## Work to do
Check each line of the listing below for the string "components", and copy the ones that have it.

## Raw data
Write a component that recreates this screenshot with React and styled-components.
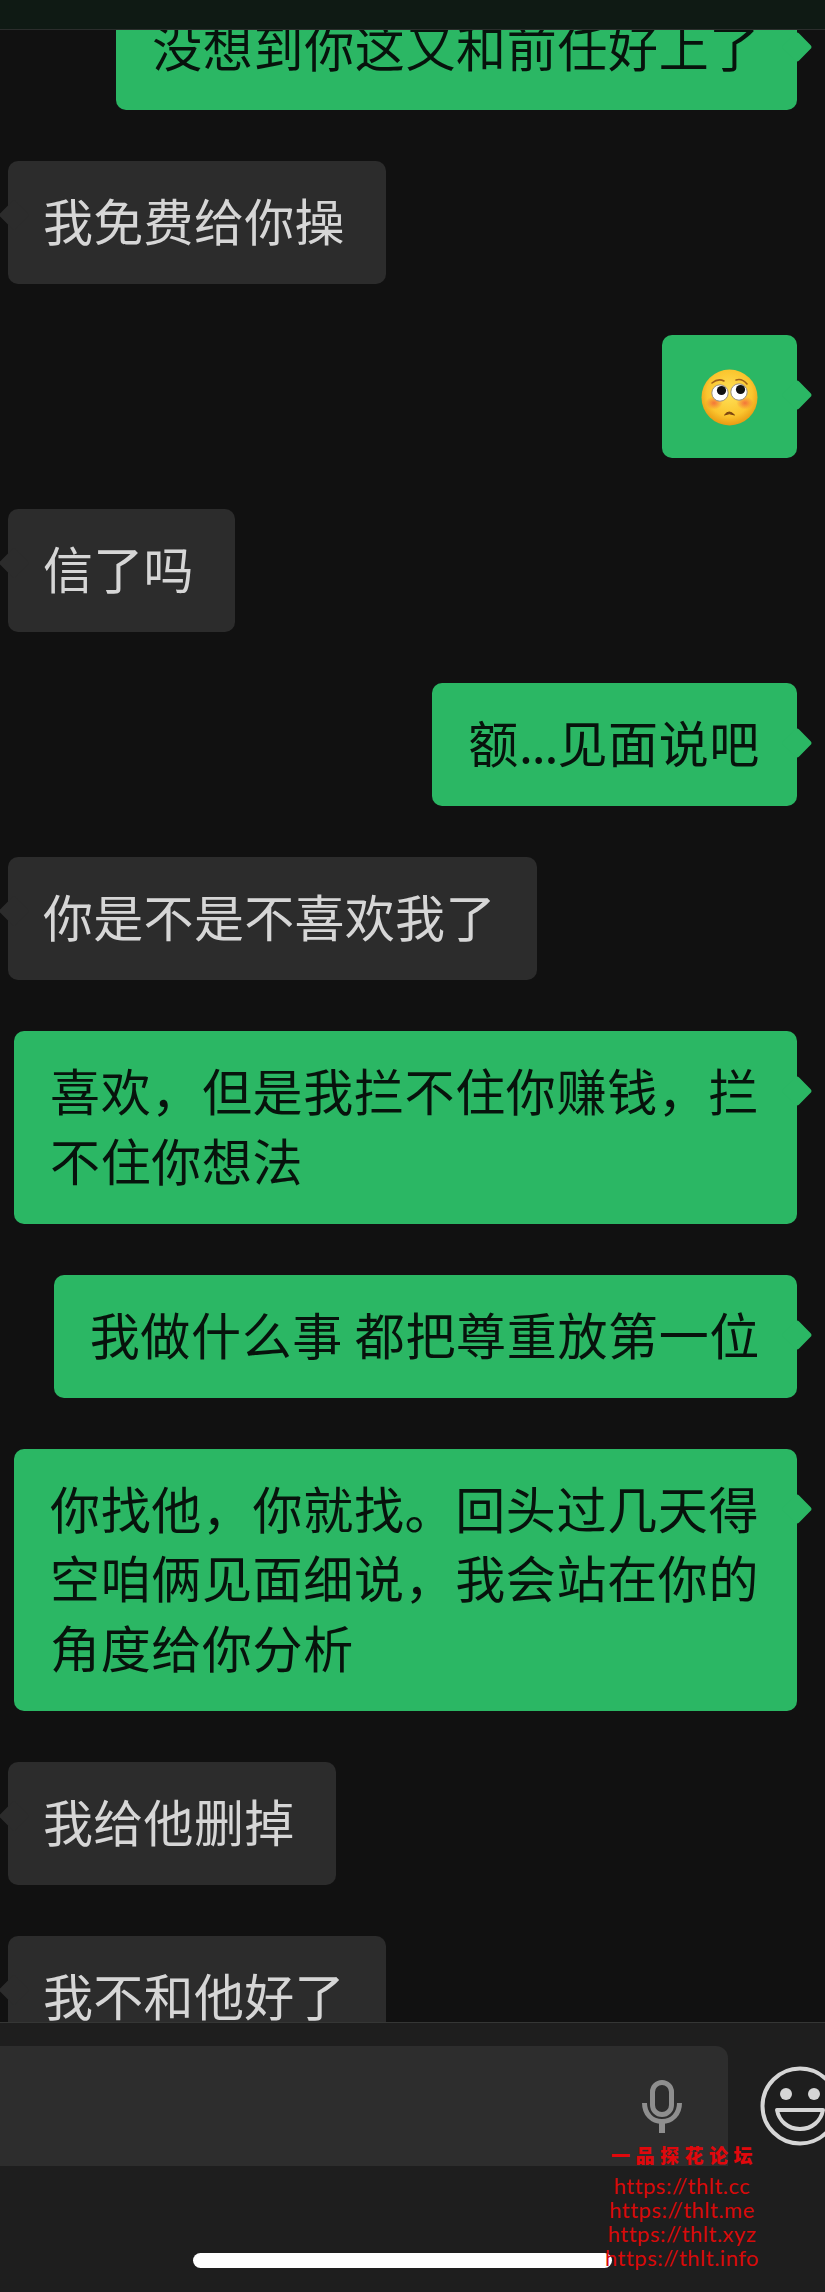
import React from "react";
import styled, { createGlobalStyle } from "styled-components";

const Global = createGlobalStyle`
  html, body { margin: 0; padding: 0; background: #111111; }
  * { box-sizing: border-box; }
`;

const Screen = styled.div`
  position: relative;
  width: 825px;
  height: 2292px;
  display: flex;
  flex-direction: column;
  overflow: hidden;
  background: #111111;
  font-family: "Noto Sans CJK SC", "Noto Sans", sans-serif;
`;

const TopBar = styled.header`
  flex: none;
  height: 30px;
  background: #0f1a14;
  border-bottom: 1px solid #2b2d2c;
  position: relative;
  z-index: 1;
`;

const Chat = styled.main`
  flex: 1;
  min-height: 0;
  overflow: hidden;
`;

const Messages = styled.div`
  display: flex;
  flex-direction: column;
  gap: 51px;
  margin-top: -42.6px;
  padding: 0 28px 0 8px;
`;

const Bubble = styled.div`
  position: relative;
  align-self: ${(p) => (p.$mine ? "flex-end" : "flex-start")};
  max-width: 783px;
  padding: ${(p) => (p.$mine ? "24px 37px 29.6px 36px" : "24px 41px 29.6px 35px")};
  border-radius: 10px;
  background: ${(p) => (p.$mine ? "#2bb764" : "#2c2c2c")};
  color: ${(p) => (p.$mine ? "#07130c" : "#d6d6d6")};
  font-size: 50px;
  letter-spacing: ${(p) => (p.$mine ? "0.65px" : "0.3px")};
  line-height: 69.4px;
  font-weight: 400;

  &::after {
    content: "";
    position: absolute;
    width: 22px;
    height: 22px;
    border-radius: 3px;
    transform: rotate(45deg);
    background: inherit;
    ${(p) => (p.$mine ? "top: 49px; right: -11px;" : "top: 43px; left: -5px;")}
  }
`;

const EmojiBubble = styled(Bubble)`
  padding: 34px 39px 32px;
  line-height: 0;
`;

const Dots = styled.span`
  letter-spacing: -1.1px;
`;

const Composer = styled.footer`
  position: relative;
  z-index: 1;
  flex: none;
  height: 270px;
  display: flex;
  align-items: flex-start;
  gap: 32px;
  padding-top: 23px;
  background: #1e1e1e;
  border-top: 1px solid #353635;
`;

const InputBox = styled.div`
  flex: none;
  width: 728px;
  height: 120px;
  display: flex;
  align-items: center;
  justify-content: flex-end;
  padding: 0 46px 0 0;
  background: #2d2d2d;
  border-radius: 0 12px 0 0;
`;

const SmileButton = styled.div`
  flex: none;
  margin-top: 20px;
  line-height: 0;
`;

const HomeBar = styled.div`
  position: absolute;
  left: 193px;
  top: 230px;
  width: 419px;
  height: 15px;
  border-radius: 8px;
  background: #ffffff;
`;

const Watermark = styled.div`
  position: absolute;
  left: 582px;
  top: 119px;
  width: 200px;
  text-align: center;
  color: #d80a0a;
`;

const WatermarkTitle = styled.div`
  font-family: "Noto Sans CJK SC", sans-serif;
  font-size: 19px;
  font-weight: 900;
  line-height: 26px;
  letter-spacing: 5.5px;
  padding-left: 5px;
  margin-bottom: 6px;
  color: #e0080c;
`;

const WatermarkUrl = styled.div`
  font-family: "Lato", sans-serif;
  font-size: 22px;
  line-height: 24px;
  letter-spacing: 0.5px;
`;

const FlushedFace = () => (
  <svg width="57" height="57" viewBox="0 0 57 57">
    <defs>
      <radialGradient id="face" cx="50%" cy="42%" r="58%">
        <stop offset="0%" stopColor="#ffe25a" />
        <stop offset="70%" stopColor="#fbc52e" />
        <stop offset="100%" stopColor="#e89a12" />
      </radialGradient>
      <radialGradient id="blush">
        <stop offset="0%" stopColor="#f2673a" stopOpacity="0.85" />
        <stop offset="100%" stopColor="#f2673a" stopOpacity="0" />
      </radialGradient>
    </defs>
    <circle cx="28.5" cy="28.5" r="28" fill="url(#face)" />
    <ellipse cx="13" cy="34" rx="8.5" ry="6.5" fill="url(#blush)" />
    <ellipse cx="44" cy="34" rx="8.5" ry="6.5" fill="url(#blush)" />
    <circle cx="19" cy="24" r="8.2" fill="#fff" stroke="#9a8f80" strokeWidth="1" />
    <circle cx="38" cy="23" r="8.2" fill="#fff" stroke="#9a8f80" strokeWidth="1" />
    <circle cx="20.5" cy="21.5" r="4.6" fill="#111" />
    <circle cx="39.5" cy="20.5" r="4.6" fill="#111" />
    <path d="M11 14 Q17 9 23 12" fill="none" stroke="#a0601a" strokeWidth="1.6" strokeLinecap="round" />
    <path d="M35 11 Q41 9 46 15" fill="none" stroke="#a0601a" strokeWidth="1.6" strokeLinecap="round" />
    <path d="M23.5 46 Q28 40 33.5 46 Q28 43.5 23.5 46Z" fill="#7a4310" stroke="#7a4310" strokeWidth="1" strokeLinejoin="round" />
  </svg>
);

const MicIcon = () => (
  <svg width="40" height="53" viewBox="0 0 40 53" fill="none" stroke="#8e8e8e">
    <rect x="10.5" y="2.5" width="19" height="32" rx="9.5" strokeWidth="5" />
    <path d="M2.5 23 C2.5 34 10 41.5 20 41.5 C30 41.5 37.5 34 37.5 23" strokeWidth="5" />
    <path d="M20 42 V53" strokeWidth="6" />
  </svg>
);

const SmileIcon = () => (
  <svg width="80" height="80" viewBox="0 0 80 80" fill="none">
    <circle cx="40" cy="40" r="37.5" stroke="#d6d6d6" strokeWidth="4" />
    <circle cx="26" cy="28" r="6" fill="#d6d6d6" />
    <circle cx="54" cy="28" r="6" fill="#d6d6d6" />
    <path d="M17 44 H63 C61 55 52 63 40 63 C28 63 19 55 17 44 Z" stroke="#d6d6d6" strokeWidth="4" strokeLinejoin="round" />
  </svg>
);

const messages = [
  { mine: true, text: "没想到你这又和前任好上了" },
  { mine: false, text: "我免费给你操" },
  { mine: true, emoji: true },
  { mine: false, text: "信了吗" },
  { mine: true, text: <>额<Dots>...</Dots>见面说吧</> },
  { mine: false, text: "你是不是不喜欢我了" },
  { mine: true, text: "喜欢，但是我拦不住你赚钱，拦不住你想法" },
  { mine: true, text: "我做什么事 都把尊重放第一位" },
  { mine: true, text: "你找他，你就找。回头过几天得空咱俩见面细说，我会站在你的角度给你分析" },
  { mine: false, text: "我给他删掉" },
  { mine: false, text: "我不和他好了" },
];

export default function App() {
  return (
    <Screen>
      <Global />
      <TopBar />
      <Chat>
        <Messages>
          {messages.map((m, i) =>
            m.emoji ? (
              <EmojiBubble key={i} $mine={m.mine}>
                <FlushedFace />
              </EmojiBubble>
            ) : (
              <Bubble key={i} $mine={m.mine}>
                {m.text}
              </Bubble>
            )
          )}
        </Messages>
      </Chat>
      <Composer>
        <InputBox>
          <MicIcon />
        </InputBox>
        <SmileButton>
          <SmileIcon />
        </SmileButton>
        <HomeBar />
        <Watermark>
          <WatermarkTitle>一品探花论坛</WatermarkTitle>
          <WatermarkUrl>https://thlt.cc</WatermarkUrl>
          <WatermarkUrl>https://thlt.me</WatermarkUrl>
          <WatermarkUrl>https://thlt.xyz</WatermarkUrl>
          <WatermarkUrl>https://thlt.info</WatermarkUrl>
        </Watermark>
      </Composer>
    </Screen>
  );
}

## Result of this task
Write a component that recreates this screenshot with React and styled-components.
import styled, { createGlobalStyle } from "styled-components";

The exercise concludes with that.